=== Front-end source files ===
# # #

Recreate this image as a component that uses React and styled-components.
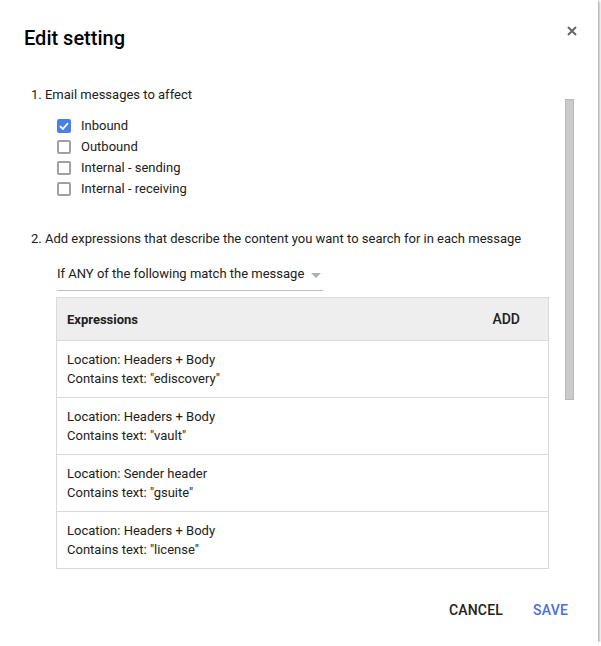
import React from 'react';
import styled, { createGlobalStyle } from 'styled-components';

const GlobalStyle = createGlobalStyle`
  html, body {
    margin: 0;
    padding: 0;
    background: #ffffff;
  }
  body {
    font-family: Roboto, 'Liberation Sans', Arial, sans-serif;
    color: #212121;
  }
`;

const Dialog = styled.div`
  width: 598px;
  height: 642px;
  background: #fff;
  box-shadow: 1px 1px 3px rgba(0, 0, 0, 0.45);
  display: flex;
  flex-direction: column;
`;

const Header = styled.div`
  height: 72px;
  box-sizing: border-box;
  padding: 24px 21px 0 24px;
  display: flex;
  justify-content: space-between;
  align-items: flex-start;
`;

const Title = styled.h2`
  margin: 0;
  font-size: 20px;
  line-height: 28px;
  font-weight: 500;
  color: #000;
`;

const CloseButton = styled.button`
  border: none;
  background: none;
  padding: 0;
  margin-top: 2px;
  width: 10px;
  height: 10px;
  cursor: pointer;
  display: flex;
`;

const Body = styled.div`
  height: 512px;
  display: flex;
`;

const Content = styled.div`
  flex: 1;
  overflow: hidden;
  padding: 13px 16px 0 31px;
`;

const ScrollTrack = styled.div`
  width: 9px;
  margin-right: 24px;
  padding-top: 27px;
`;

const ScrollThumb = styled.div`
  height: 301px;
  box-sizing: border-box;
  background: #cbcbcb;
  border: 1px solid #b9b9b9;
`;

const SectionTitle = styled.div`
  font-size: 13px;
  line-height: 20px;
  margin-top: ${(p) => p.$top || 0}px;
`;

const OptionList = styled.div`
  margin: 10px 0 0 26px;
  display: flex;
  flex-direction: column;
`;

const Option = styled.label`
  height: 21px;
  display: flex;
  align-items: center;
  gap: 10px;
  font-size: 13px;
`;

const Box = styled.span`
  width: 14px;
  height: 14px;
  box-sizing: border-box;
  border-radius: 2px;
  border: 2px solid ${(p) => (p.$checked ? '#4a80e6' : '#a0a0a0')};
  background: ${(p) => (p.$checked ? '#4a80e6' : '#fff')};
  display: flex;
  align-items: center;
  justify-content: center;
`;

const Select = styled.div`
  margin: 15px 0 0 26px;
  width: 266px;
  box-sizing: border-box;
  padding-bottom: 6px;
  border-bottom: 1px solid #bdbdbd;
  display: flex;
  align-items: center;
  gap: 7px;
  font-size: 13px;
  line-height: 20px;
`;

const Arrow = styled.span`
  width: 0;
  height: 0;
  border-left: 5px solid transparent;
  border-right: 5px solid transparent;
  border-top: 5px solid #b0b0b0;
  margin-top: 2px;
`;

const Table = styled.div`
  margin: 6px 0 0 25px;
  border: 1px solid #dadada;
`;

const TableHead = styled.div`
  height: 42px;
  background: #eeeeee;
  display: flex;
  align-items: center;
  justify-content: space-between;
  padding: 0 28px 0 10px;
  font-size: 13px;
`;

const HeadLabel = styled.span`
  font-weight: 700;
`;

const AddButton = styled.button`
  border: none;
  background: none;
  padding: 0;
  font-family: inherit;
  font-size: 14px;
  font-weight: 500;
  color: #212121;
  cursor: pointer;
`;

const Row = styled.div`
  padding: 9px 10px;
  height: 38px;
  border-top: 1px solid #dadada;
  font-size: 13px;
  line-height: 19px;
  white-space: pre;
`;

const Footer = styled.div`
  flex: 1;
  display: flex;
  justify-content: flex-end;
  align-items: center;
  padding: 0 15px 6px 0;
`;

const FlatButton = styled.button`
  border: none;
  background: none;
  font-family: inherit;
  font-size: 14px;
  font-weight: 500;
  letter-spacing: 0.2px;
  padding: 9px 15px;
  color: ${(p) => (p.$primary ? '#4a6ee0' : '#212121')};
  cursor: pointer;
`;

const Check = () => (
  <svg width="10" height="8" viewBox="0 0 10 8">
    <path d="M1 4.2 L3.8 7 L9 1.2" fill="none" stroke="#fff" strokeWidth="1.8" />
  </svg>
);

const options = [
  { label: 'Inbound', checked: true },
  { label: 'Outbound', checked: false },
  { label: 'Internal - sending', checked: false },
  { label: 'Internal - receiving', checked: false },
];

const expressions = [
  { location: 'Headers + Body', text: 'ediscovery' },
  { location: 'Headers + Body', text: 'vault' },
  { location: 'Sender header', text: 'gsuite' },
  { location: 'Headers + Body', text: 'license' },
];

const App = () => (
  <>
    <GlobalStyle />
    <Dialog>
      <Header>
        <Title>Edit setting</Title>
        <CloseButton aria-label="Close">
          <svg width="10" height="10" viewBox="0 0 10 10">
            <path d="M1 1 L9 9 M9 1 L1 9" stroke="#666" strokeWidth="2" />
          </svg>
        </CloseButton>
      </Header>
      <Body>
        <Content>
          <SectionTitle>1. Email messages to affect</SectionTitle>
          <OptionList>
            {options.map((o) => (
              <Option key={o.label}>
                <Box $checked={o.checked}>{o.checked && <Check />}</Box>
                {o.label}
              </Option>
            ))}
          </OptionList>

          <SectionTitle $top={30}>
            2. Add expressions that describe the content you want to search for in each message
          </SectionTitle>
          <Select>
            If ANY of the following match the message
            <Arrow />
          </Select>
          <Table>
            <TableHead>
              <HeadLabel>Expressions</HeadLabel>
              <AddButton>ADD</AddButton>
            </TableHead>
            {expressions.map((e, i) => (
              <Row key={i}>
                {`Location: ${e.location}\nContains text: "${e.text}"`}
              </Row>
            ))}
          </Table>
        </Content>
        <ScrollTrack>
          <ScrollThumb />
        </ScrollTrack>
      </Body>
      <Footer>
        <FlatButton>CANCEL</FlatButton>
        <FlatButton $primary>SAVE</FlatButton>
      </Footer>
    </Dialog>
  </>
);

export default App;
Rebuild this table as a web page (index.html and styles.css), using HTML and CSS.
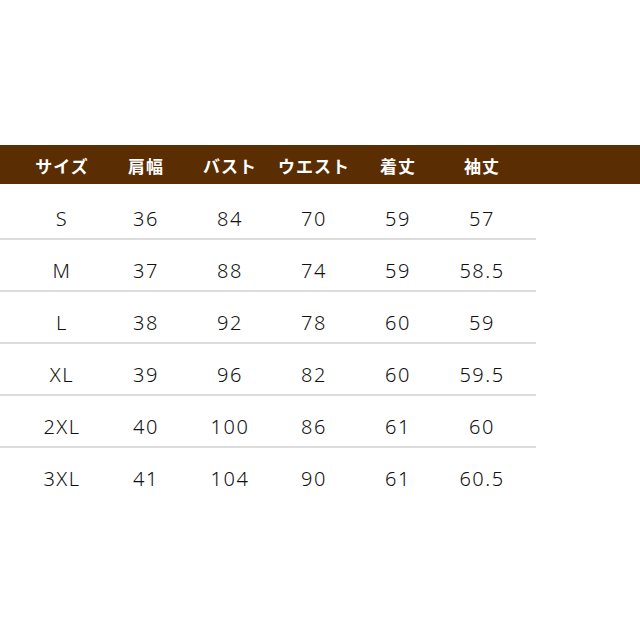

# # #

=== Given request ===
State how many lines in the records above contain the word "html", and give only that number.

=== The response ===
2